Diógenes, levantándose de la silla, dejó vagar la mirada a través de la ventana enrejada.
—Cualquier pigmento es digno. La laca de uñas que hurto a las cuidadoras, los pétalos de flores del jardín, los restos de comida, la pintura que abandonan los operarios, la tierra que alimenta a las lombrices, los excrementos... —Diógenes seguía enumerando elementos mientras sus padres y don Servando detenían su atención en una pared u otra. Sobre la sencilla mesa, se disponían unos libros de arte y unos cuadernos. La habitación se encontraba ordenada con una precisión maniática.
—Ahora, preferiría estar solo —anunció Diógenes mirando al techo y dando la espalda a los visitantes.
El director sugirió salir del cuarto y Julián de Capadocia, cabizbajo, abrió la marcha, mientras su mujer, Charo, se enjugaba unas lágrimas con un pañuelo estampado de florecitas. Ya en el exterior, los lustrosos zapatos de don Servando que habían hecho crujir la gravilla, llegaron con él encima a la cancela de entrada, iniciándose la despedida tras una última charla mantenida en el despacho. "Julianito es un portento", comentó a los apesadumbrados padres, "y se encuentra en proceso de franca recuperación, por lo que, repito, pensamos que en po..." Fue entonces cuando escucharon la voz de Diógenes reclamándolos a grandes gritos desde la ventana: "¡Mamá, papá, por favor, volved un momento!". De nuevo alarmados, se dirigieron al interior del recinto y accedieron raudos a la habitación de Diógenes.

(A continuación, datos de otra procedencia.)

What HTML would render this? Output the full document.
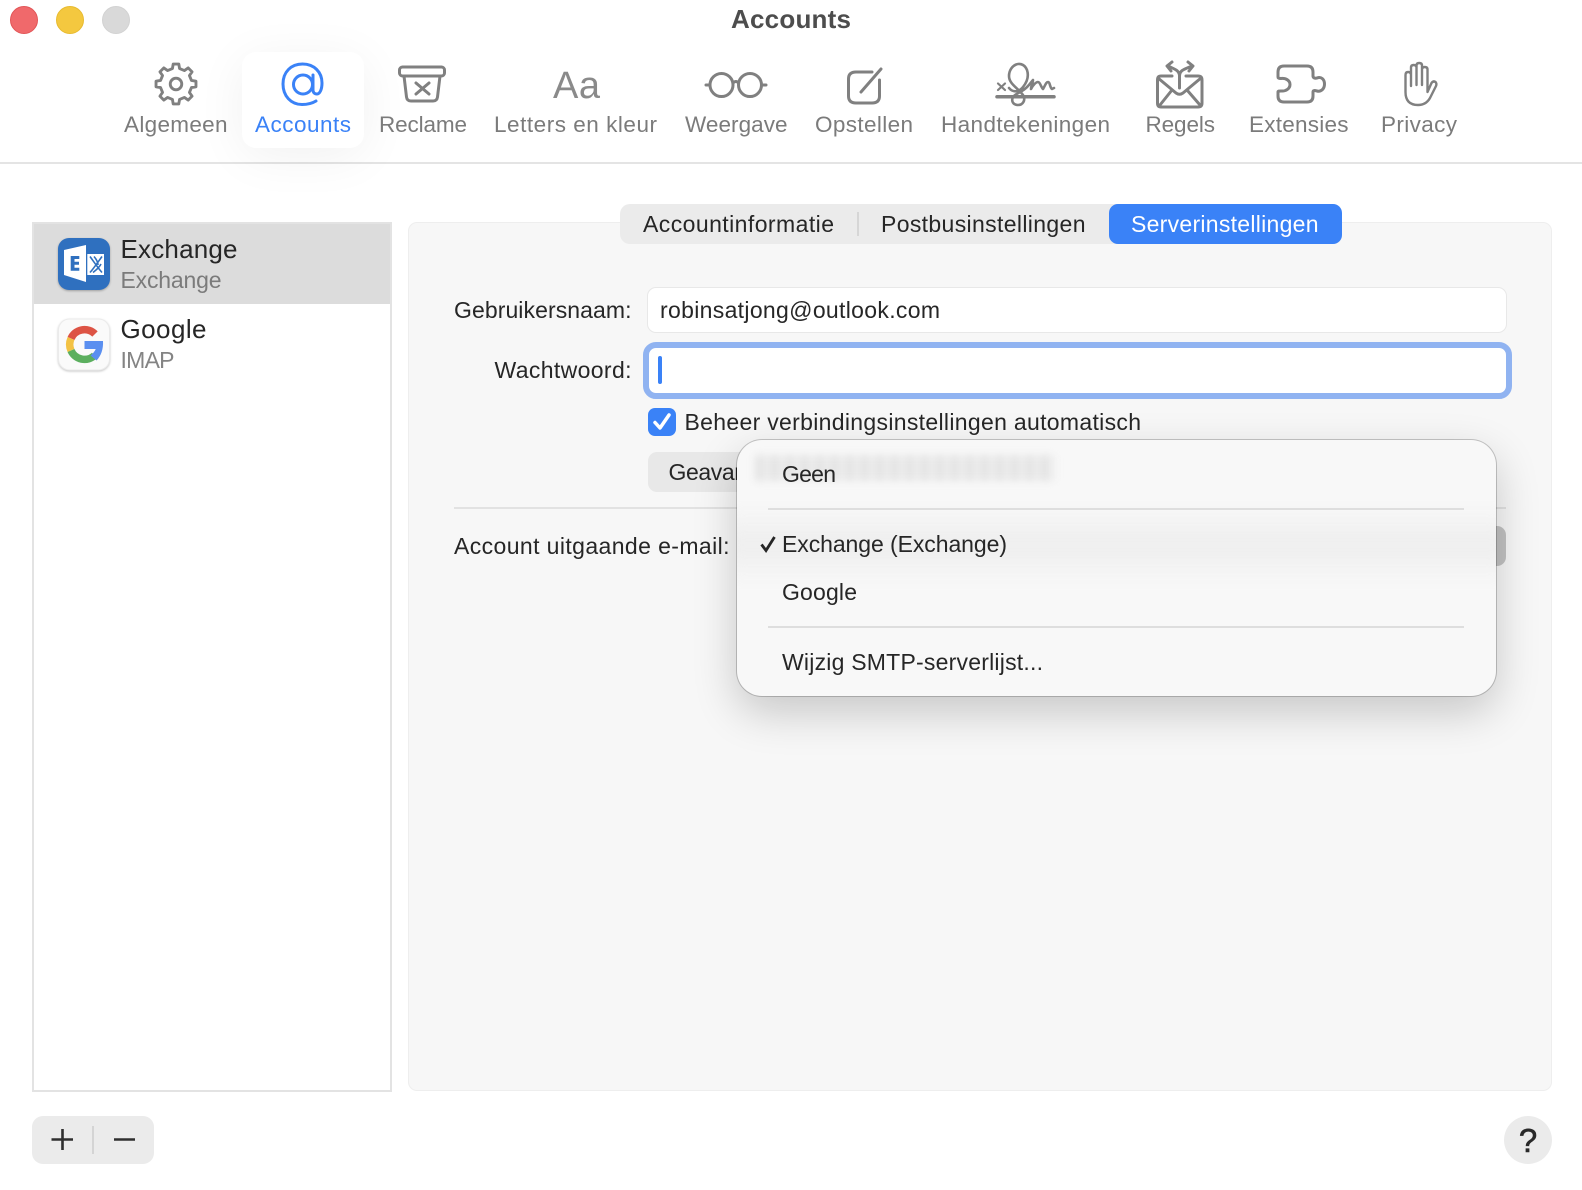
<!DOCTYPE html>
<html><head><meta charset="utf-8"><style>
html,body{margin:0;padding:0;background:#fff;width:1582px;height:1190px;overflow:hidden}
.a{position:absolute}
svg.a{left:0;top:0}
text{font-family:"Liberation Sans",sans-serif;font-size:23px;fill:#262626}
.tb{fill:#7b7b7b;font-size:22.5px}
.ic{fill:none;stroke:#808080;stroke-width:3;stroke-linecap:round;stroke-linejoin:round}
</style></head><body>
<div style="position:relative;width:1582px;height:1190px;overflow:hidden">
<div class="a" style="left:0;top:162px;width:1582px;height:2px;background:#e4e4e4"></div>
<div class="a" style="left:242px;top:52px;width:122px;height:96px;border-radius:14px;background:#fff;box-shadow:0 8px 50px rgba(0,0,0,.06)"></div>
<div class="a" style="left:32px;top:222px;width:356px;height:866px;border:2px solid #e3e3e3;background:#fff"></div>
<div class="a" style="left:34px;top:224px;width:356px;height:80px;background:#dcdcdc"></div>
<div class="a" style="left:408px;top:222px;width:1142px;height:867px;border:1.5px solid #eeeeee;border-radius:9px;background:#f7f7f7"></div>
<div class="a" style="left:620px;top:204px;width:722px;height:40px;border-radius:10px;background:#ebebeb"></div>
<div class="a" style="left:857px;top:212px;width:2px;height:24px;background:#d6d6d6"></div>
<div class="a" style="left:1109px;top:204px;width:233px;height:40px;border-radius:9px;background:#3a82f7"></div>
<div class="a" style="left:647px;top:287px;width:858px;height:44px;border:1.5px solid #e8e8e8;border-radius:9px;background:#fff"></div>
<div class="a" style="left:643px;top:342px;width:857px;height:45px;border:6px solid #90b3f1;border-radius:13px;background:#fff"></div>
<div class="a" style="left:658px;top:356px;width:4px;height:28px;border-radius:2px;background:#3a82f7"></div>
<div class="a" style="left:648px;top:408px;width:28px;height:28px;border-radius:7px;background:#3a82f7"></div>
<div class="a" style="left:648px;top:452px;width:200px;height:40px;border-radius:9px;background:#e8e8e8"></div>
<div class="a" style="left:454px;top:507px;width:1052px;height:2px;background:#e2e2e2"></div>
<div class="a" style="left:1400px;top:526px;width:106px;height:40px;border-radius:9px;background:#c2c2c2"></div>
<div class="a" style="left:32px;top:1116px;width:122px;height:48px;border-radius:11px;background:#ebebeb"></div>
<div class="a" style="left:92px;top:1126px;width:2px;height:28px;background:#d4d4d4"></div>
<div class="a" style="left:1504px;top:1116px;width:48px;height:48px;border-radius:50%;background:#ebebeb"></div>

<svg class="a" width="1582" height="1190" viewBox="0 0 1582 1190">
<circle cx="24" cy="20" r="13.5" fill="#f0696b" stroke="#e25557"/>
<circle cx="70" cy="20" r="13.5" fill="#f4c83f" stroke="#e8bb30"/>
<circle cx="116" cy="20" r="13.5" fill="#d9d9d9" stroke="#d2d2d2"/>
<text x="731" y="28" textLength="120" style="font-size:26px;font-weight:bold;fill:#4d4d4d">Accounts</text>

<g transform="translate(176,84) scale(.96)"><path class="ic" d="M-3.7-16.1L-2.9-20.8 2.9-20.8 3.7-16.1 8.77-14 12.66-16.76 16.76-12.66 14-8.77 16.1-3.7 20.8-2.9 20.8 2.9 16.1 3.7 14 8.77 16.76 12.66 12.66 16.76 8.77 14 3.7 16.1 2.9 20.8-2.9 20.8-3.7 16.1-8.77 14-12.66 16.76-16.76 12.66-14 8.77-16.1 3.7-20.8 2.9-20.8-2.9-16.1-3.7-14-8.77-16.76-12.66-12.66-16.76-8.77-14Z"/><circle class="ic" r="6"/></g>
<g class="ic" style="stroke:#3a82f7;stroke-width:3"><path d="M316 101C312 103.500 307 104.500 302 104.500C291 104.500 283 96 283 84C283 72 291 64 302.500 64C314 64 322 72 322 83C322 90 319.500 94 317 94C314.500 94 313 92.500 313 90V75"/><ellipse cx="303" cy="84.500" rx="9.500" ry="9.500"/></g>
<g class="ic"><rect x="399.500" y="67" width="45" height="9" rx="3"/><path d="M404 76L406.500 97Q407 101 411 101H433Q437 101 437.500 97L440 76M416 83L429 94M429 83L416 94"/></g>
<text x="553" y="98" textLength="47" style="font-size:38px;fill:#8a8a8a">Aa</text>
<g class="ic"><circle cx="721.500" cy="85" r="11.500"/><circle cx="750" cy="85" r="11.500"/><path d="M733 83Q736 80 738.500 83M706 85H710M761.500 85H766"/></g>
<g class="ic"><path d="M872 72H856Q848.500 72 848.500 79V96Q848.500 103 856 103H872Q879.500 103 879.500 96V80"/><path d="M861 92L881 69" style="stroke-width:3"/></g>
<g class="ic" style="stroke-width:2.600"><path d="M997 96.700H1054" style="stroke-width:3.500"/><path d="M1009 88C1013 93 1019 92 1023 87C1027 82 1029 76 1027 70C1025 65 1021 63.500 1018 64C1012 65 1009 71 1009 76C1009 84 1018 88 1023 95C1026 100 1023 105 1018 105C1013 105 1011 101 1013 97C1016 93 1023 92 1028 86C1030 84 1032 81 1033 80C1033 83 1031 86 1031 89C1033 85 1036 82 1038 82C1040 82 1041 87 1043 89C1045 86 1046 82 1048 82C1050 82 1050 88 1052 89L1054 88"/><path d="M998 83.500L1005 90M1005 83.500L998 90" style="stroke-width:2.200"/></g>
<g class="ic"><path d="M1172 76H1161Q1157.500 76 1157.500 80V103Q1157.500 107 1161 107H1198Q1202 107 1202 103V80Q1202 76 1198 76H1186M1158 78L1176 93Q1179.500 95.500 1183 93L1201 78M1160 105L1172 90M1200 105L1187 90"/><path d="M1179.500 88V76C1179.500 70 1174 69 1168 66M1179.500 76C1179.500 70 1185 69 1192 66M1172 62L1167 66L1171 71M1188 62L1193 66L1189 71"/></g>
<path class="ic" d="M1284 66H1307Q1313 66 1313 72V76C1313 78 1315 78.500 1317 78C1321 76.500 1324.500 79 1324.500 84C1324.500 89 1321 92 1317 91C1315 90.500 1313 90 1313 92V96Q1313 102 1307 102H1284Q1278 102 1278 96V92C1278 91 1279 91 1281 91C1286 91.500 1290 88.500 1290 84.500C1290 80.500 1286 78 1281 78.500C1279 78.500 1278 78 1278 77V72Q1278 66 1284 66Z"/>
<path class="ic" style="stroke-width:2.400" d="M1405.500 75Q1405.500 72 1408.200 72Q1411 72 1411 75V86M1411 86V67.500Q1411 65 1413.700 65Q1416.500 65 1416.500 67.500V85M1416.500 85V65.500Q1416.500 63 1419.200 63Q1422 63 1422 65.500V85M1422 85V69.500Q1422 67 1424.700 67Q1427.500 67 1427.500 69.500V92L1431.500 83Q1433.500 80.500 1435.500 82Q1437 83.500 1436 86L1430 98Q1426 105 1418 105Q1405.500 105 1405.500 92V75"/>

<text class="tb" x="124" y="132" textLength="103.500">Algemeen</text>
<text class="tb" x="255" y="132" textLength="96" style="fill:#3a82f7">Accounts</text>
<text class="tb" x="379" y="132" textLength="88">Reclame</text>
<text class="tb" x="494" y="132" textLength="163">Letters en kleur</text>
<text class="tb" x="685" y="132" textLength="102.500">Weergave</text>
<text class="tb" x="815" y="132" textLength="98">Opstellen</text>
<text class="tb" x="941" y="132" textLength="169">Handtekeningen</text>
<text class="tb" x="1145.500" y="132" textLength="69.500">Regels</text>
<text class="tb" x="1249" y="132" textLength="99.500">Extensies</text>
<text class="tb" x="1381" y="132" textLength="76">Privacy</text>

<g style="filter:drop-shadow(0 1px 1px rgba(0,0,0,.28))"><rect x="58" y="238" width="52" height="52" rx="11" fill="#2f70bf"/></g>
<path d="M64 250L86 245V282L64 275Z" fill="#fff"/>
<path d="M70.700 256H79.300V259H74.500V261.700H79V264.700H74.500V267.700H79.300V270.700H70.700Z" fill="#2f70bf"/>
<rect x="87.300" y="254" width="16.700" height="21" fill="#fff"/>
<path d="M90 256.500C94 262 98 268 102 272.500M102 256.500C98 262 94 268 90 272.500M94 256.500C97 260 98 263 98 265M93 272.500C96 270 99 268 101 264" stroke="#2f70bf" stroke-width="1.600" fill="none"/>
<g style="filter:drop-shadow(0 1px 1px rgba(0,0,0,.22))"><rect x="58.500" y="319" width="51" height="51" rx="11" fill="#fafafa" stroke="#ebebeb"/></g>
<path d="M71 338.500A14.750 14.750 0 0 1 95 334" fill="none" stroke="#dd5445" stroke-width="7.500"/>
<path d="M71 338.500A14.750 14.750 0 0 0 71 350.500" fill="none" stroke="#f3c244" stroke-width="7.500"/>
<path d="M71 350.500A14.750 14.750 0 0 0 94.500 355.500" fill="none" stroke="#5caf5f" stroke-width="7.500"/>
<path d="M84.500 341H103C103.500 349 101 356 96.500 360.500L90.500 355.500C93 353.500 95 351 95.700 349H84.500Z" fill="#5a8ff0"/>

<text x="120.500" y="258" textLength="117" style="font-size:26px">Exchange</text>
<text x="120.500" y="288" textLength="101" style="fill:#7b7b7b">Exchange</text>
<text x="120.500" y="338" textLength="86" style="font-size:26px">Google</text>
<text x="120.500" y="368" textLength="54" style="fill:#848484">IMAP</text>

<text x="643" y="232" textLength="191">Accountinformatie</text>
<text x="881" y="232" textLength="204.500">Postbusinstellingen</text>
<text x="1131" y="232" textLength="187.500" style="fill:#fff">Serverinstellingen</text>
<text x="454" y="318" textLength="177.500">Gebruikersnaam:</text>
<text x="660" y="318" textLength="280">robinsatjong@outlook.com</text>
<text x="494.500" y="378" textLength="137">Wachtwoord:</text>
<path d="M655 422.500L660 428L669 415" fill="none" stroke="#fff" stroke-width="3.500" stroke-linecap="round" stroke-linejoin="round"/>
<text x="684.500" y="430" textLength="456.500">Beheer verbindingsinstellingen automatisch</text>
<text x="668.500" y="480" textLength="134">Geavanceerd</text>
<text x="454" y="554" textLength="275.500">Account uitgaande e-mail:</text>
<path d="M51.500 1139.500H73M62.500 1129V1150M114 1139.500H135" stroke="#2f2f2f" stroke-width="2.600" fill="none"/>
<text x="1528" y="1152" text-anchor="middle" style="font-size:33px;fill:#2a2a2a;stroke:#2a2a2a;stroke-width:.6">?</text>
</svg>

<div class="a" style="left:737px;top:440px;width:759px;height:256px;border-radius:25px;background:#f8f8f8;box-shadow:0 0 0 1px rgba(0,0,0,.2),0 16px 44px rgba(0,0,0,.2);overflow:hidden">
<div class="a" style="left:-20px;top:84px;width:800px;height:42px;background:#eeeeee;filter:blur(13px)"></div>
<div class="a" style="left:18px;top:15px;width:300px;height:26px;background:repeating-linear-gradient(90deg,#e4e4e4 0 9px,#eeeeee 9px 15px);filter:blur(4px)"></div>
</div>
<svg class="a" width="1582" height="1190" viewBox="0 0 1582 1190">
<rect x="768" y="508" width="696" height="2" fill="#dedede"/>
<rect x="768" y="626" width="696" height="2" fill="#dedede"/>
<text x="782" y="482" textLength="54">Geen</text>
<path d="M761.500 544.500L766 550.500L774.500 537" fill="none" stroke="#262626" stroke-width="2.800"/>
<text x="782" y="552" textLength="225">Exchange (Exchange)</text>
<text x="782" y="600" textLength="75">Google</text>
<text x="782" y="670" textLength="261">Wijzig SMTP-serverlijst...</text>
</svg>
</div>
</body></html>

El muchacho, que los recibió con una lata de pintura en una mano y una brocha en la otra, se limitó a decirles: "El verdadero valor de las cosas es su propia fugacidad". Quedaron de nuevo asombrados, porque tanto "La fragua de Vulcano" como "El nacimiento de Venus", habían desaparecido bajo una espesa capa de pintura blanca. El silencio que se creó en ese momento lo rompieron los abrazos que se dieron padre e hijo llenos de recíproca gratitud. "¡Qué gran lección he recibido hoy de ti, hijo mío!", dijo Julián de Capadocia con la voz tomada por la emoción.